8.– Restano fuori dall’ambito del giudizio costituzionale per conflitto le censure e le affermazioni del ricorrente relative al carattere, che si sostiene non denigratorio né offensivo, di talune fra le dichiarazioni per cui è giudizio, che non travalicherebbero i limiti della “continenza” come espressione del legittimo diritto di critica politica. Si tratta infatti di profili (apparentemente da riferire all’ultimo dei principi di diritto enunciati dalla Corte di cassazione) che non possono venire in considerazione nella presente controversia sulle attribuzioni, e attengono piuttosto alla valutazione, spettante all’autorità giudiziaria, delle dichiarazioni che, in ipotesi, dovessero essere in concreto riconosciute come estranee all’ambito dell’immunità costituzionale.

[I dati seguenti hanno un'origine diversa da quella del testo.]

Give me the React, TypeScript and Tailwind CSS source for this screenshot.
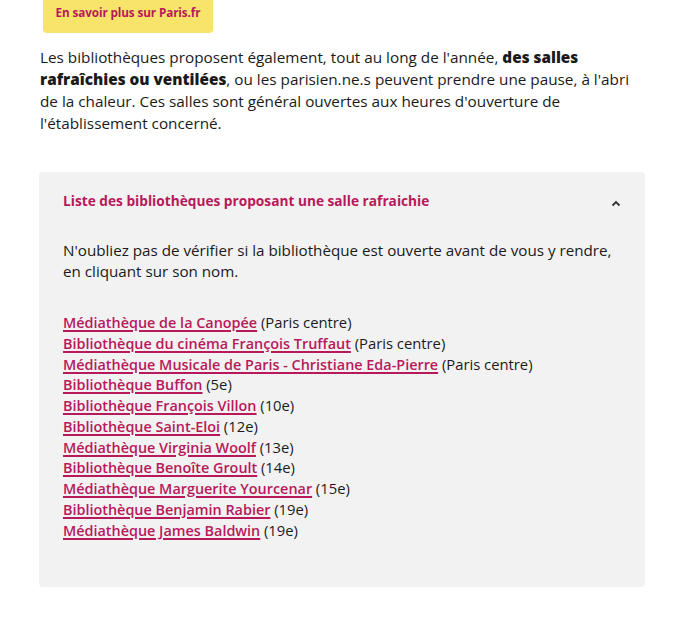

Onde anche per questo aspetto il ricorso è inammissibile.

per questi motivi
LA CORTE COSTITUZIONALE
a) dichiara che spetta all’autorità giudiziaria, investita di controversie sulla responsabilità del Presidente della Repubblica in relazione a dichiarazioni da lui rese durante il mandato, accertare se le dichiarazioni medesime costituiscano esercizio delle funzioni, o siano strumentali ed accessorie ad una funzione presidenziale, e solo in caso di accertamento positivo ritenerle coperte dalla immunità del Presidente della Repubblica, di cui all’art. 90 della Costituzione;

b) dichiara inammissibile, quanto ai restanti motivi, il ricorso per conflitto di attribuzioni indicato in epigrafe.

Così deciso in Roma, nella sede della Corte costituzionale, Palazzo della Consulta, il 24 maggio 2004.

Gustavo ZAGREBELSKY, Presidente

Valerio ONIDA, Redattore

Depositata in Cancelleria il 26 maggio 2004.